Parler plutôt que de se taire
Bien sur, tous les jeunes ne rejettent pas la minute de silence. Tout dépend de leur propre sensibilité et de ce qu’ils en comprennent, donc tout dépend de ce qu’on leur explique. Il faut les convaincre de l’utilité de cet instant de recueillement. Certains en auront déjà parlé avec leurs parents et n’auront aucun problème avec ça. D’autres seront un peu perdus et auront besoin qu’on les aide à comprendre.
“Vous savez, on a fait une minute de silence dans les écoles. C’est une erreur. Il faut parler avec les enfants ! Il faut qu’un prof rentre dans la classe et dise : “j’ai été… je suis… je suis chagriné, j’ai mal de savoir ce qui est arrivé.” Il faut essayer de prendre la parole des enfants, pas leur dire : “il faut être triste maintenant”. Mais il faut leur expliquer comment ils arrivent à une tristesse.
Et je crois que nos écoles aujourd’hui doivent être des écoles, non seulement pour apprendre, mais des écoles de la citoyenneté. C’est que comme cela qu’on va s’en sortir, que comme cela !”
Daniel Cohn-Bendit, le dimanche 11 janvier 2015
Je ne suis pas face à des élèves en ce moment, je n’ai donc pas pu échanger avec eux sur cette minute de silence. Mais il y a quelques temps, au moment de l’affaire Merah, une minute de silence avait déjà été décrétée dans les écoles en mémoire des enfants victimes de la fusillade de l’école juive Ozar-Hatorah. J’avais été quelque peu désarmée face à leurs questions :
“Mais madame, ça sert à quoi de faire une minute de silence ? Eux ils sont morts, ça change rien.”
“Si on fait une minute de silence pour les enfants de l’école juive, pourquoi on fait pas pour les enfants palestinien qui meurent à cause de la guerre ?”
“Et Mohamed Merah, il est mort aussi. Il a été tué par la police, c’est pas juste non plus. Pourquoi on fait pas une minute de silence pour lui ?”
“Madame, on peut pas faire une minute de silence pour tous les gens qui meurent !”
Pas toujours facile de répondre, mais dans le fond, ne trouvez-vous pas que leurs remarques sont terriblement justes et intelligentes ?
Alors j’ai essayé de leur expliquer. Je ne m’étais pas préparée à ça mais on a discuté. Finalement, j’ai été débordée par mes émotions et les larmes me sont montées aux yeux. C’est à ce moment là qu’ils ont accepté de faire une minute de silence. Peut-être parce qu’ils ont vu la sincérité de l’adulte devant eux. Ou peut-être par respect pour mon émotion et pour me laisser reprendre mes esprits.

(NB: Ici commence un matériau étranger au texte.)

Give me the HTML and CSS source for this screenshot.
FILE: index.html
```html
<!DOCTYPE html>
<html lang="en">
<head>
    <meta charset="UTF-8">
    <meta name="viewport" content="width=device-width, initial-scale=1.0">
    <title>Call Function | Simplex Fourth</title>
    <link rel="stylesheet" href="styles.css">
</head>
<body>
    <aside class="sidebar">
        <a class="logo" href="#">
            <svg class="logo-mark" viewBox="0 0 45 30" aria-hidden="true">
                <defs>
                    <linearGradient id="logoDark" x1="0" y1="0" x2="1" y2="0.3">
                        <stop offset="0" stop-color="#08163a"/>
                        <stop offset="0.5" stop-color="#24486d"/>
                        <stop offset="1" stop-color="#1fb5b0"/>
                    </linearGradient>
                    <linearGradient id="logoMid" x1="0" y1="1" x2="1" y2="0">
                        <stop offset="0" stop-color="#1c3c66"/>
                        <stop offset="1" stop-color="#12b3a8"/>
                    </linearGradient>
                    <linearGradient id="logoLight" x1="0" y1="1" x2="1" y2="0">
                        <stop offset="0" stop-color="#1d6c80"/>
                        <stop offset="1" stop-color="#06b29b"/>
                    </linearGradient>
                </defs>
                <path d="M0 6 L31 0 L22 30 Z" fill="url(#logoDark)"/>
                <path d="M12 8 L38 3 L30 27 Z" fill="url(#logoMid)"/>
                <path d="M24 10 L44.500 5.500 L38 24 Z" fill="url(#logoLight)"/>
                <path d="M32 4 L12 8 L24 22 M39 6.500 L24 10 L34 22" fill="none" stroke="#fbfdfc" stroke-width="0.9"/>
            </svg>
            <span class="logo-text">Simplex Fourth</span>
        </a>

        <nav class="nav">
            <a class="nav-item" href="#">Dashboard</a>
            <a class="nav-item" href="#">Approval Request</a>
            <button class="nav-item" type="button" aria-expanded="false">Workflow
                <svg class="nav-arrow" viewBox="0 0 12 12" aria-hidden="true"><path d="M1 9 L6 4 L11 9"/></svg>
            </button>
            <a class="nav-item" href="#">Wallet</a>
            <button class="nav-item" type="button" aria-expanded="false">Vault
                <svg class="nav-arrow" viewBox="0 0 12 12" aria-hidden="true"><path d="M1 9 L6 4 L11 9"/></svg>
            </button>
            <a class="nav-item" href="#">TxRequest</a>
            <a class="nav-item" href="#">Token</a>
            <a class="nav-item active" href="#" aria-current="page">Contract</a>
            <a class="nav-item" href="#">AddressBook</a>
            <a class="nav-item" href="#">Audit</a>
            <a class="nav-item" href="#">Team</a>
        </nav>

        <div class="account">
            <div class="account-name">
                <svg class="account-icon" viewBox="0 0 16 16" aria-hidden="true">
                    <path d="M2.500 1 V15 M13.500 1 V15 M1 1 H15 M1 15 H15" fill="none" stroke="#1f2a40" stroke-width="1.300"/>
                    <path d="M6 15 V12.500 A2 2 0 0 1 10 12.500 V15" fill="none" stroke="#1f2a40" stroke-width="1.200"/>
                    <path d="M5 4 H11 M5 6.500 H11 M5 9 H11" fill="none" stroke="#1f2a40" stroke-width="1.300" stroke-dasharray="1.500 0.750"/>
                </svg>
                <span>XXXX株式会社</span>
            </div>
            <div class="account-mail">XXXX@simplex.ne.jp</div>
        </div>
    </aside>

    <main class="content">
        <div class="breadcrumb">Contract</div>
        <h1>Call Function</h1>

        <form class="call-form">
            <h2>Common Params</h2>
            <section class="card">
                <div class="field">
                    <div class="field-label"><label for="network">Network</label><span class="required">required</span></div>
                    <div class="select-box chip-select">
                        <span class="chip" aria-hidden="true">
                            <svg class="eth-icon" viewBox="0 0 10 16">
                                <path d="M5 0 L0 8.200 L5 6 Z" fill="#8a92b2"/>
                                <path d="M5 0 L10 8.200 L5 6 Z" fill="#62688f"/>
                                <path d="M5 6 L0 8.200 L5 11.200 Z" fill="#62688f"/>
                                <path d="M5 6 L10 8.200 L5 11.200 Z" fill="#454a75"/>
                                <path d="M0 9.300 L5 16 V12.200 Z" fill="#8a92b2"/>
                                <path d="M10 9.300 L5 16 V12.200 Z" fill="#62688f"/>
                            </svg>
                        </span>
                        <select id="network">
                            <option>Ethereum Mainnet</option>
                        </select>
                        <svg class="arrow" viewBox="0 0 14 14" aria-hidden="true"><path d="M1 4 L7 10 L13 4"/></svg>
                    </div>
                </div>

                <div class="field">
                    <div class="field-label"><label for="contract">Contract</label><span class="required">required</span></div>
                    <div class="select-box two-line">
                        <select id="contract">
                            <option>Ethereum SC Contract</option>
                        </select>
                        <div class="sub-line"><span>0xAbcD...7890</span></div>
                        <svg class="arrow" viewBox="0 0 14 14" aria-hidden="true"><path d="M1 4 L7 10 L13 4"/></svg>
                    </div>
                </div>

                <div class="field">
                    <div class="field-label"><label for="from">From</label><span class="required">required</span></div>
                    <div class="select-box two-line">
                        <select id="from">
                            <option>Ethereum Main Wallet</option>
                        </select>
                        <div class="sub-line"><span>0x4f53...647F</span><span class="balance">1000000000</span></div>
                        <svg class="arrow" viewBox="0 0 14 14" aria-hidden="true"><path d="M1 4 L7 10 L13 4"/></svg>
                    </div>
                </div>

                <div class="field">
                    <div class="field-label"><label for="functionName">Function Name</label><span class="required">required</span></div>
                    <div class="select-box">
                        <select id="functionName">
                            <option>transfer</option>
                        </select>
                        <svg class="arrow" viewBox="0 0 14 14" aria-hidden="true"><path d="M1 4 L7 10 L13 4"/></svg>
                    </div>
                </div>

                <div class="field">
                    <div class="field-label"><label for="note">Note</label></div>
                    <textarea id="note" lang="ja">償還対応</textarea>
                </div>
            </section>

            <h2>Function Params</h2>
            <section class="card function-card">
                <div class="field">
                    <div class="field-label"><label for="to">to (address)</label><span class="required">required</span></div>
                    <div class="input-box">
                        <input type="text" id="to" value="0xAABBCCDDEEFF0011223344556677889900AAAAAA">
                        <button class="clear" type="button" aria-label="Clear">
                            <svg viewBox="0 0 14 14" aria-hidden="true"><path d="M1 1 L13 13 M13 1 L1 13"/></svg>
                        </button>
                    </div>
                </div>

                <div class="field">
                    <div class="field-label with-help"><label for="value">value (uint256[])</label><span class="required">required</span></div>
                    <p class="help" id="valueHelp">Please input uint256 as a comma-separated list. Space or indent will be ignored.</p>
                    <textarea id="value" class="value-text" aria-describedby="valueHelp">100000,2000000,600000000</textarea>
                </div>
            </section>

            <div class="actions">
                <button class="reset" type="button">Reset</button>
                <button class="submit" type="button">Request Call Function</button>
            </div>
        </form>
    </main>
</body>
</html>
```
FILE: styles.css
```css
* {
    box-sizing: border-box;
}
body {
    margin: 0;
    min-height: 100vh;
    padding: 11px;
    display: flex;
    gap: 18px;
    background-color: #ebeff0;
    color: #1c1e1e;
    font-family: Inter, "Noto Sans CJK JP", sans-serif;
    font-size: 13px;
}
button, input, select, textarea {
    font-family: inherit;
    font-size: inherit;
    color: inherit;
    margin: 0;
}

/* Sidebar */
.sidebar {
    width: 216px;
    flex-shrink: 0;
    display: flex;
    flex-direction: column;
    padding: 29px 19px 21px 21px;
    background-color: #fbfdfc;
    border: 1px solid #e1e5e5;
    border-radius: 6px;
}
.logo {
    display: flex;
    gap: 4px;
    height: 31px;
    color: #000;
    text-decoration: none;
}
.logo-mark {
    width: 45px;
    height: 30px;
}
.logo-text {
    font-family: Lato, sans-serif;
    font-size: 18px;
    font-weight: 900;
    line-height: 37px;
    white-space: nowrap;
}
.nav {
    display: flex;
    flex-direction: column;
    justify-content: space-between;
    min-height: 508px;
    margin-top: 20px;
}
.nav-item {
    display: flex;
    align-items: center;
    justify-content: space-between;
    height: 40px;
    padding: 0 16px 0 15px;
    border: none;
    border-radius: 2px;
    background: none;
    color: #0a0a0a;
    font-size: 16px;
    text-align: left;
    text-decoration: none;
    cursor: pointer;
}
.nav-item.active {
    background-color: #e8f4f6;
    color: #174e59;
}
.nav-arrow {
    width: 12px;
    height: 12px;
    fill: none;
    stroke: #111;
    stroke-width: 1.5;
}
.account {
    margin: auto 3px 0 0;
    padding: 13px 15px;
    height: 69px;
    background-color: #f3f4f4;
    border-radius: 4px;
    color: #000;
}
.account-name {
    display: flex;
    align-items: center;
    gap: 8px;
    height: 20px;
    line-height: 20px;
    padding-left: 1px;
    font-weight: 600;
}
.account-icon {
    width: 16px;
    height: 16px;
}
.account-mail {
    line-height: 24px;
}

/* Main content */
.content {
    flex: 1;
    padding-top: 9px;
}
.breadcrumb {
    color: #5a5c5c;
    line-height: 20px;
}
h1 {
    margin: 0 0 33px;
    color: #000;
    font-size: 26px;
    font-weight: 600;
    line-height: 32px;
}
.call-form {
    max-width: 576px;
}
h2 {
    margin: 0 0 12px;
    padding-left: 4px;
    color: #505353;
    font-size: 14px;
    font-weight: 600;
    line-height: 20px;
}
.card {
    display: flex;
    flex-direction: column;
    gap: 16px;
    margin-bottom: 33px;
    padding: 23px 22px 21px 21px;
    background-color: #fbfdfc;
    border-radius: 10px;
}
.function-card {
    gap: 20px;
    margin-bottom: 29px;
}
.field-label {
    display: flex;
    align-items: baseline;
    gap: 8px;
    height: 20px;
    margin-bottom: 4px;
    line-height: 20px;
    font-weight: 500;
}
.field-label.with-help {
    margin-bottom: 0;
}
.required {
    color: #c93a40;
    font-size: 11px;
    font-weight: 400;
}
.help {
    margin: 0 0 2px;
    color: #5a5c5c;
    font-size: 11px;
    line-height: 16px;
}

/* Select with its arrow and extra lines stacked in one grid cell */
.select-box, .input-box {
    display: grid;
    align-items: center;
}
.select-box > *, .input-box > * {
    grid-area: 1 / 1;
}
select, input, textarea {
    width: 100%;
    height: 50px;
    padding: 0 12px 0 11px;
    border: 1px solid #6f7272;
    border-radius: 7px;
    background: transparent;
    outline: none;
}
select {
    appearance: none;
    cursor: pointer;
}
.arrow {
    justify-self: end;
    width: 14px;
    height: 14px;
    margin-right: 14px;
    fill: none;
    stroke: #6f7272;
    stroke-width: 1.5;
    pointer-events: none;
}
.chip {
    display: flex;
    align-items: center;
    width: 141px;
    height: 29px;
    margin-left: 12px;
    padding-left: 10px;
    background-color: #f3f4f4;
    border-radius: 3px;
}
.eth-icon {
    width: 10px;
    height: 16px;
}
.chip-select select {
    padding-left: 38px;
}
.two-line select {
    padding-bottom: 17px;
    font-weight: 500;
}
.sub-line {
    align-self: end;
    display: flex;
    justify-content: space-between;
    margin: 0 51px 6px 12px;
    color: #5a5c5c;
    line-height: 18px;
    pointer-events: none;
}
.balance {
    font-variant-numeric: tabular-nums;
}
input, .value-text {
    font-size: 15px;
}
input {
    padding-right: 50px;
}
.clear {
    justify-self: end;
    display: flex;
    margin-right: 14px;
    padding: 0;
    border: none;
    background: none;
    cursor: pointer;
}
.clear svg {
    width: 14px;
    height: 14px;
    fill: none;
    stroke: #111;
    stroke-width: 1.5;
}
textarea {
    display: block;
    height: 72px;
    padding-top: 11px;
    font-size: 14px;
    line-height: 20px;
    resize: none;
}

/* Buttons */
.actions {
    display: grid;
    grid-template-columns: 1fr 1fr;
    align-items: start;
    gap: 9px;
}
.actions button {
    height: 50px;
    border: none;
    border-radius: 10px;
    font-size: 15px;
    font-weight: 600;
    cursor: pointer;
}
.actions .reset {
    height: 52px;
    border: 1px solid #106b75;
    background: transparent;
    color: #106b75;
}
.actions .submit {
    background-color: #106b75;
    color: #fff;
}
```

Ensuite on a continué à parler. Je ne crois pas avoir vraiment réussi à leur faire comprendre pourquoi la minute de silence est un symbole fort. Mais je pense leur avoir permis d’avancer un peu dans leurs réflexions. Et qu’est-ce que l’éducation si ce n’est les aider à se forger leurs propres opinions ?
L’école, oui, mais pas que
Aujourd’hui, le ministère de l’éducation nationale a organisé des rencontres avec les syndicats des profs, des lycéens et les associations de parents d’élèves “afin de préparer une mobilisation renforcée de l’Ecole pour les valeurs de la République” (4).
Oui, l’école a un rôle essentiel, et je suis ravie qu’on l’entende tant ces derniers jours. L’école, si décriée ces derniers temps, semble d’un coup fondamentale aux yeux de tous. La confiance, qui manque cruellement d’habitude, est revenue. Ça fait du bien, on se sent moins seul et j’espère que ça va durer.
Mais il ne faut pas imaginer que l’école va résoudre tous les problèmes. L’école ne peut à elle seule lutter contre toutes les inégalités sociales, contre tous les stéréotypes, contre toutes les injustices de notre société. J’aimerais pouvoir dire le contraire (même si ce serait une sacrée responsabilité !). En tant que prof, j’aimerais pouvoir me dire que je vais aider tous mes élèves, que grâce à moi ils vont devenir des citoyens capables de réflexion, qu’ils ne se laisseront pas entraîner dans des facilités, qu’ils seront brillants et éclairés (et tant qu’on y est qu’ils seront heureux, auront beaucoup d’enfants et des petits oiseaux qui chantent autour d’eux). Dans la vraie vie ça ne se passe pas comme ça. Nous sommes bien peu de choses, un grain de sable dans la vie d’un jeune. On espère lui permettre de faire un petit bout de chemin, c’est déjà bien. Le reste c’est à tous les niveaux de la société que ça se joue.
C’est à tout le monde de se remonter les manches.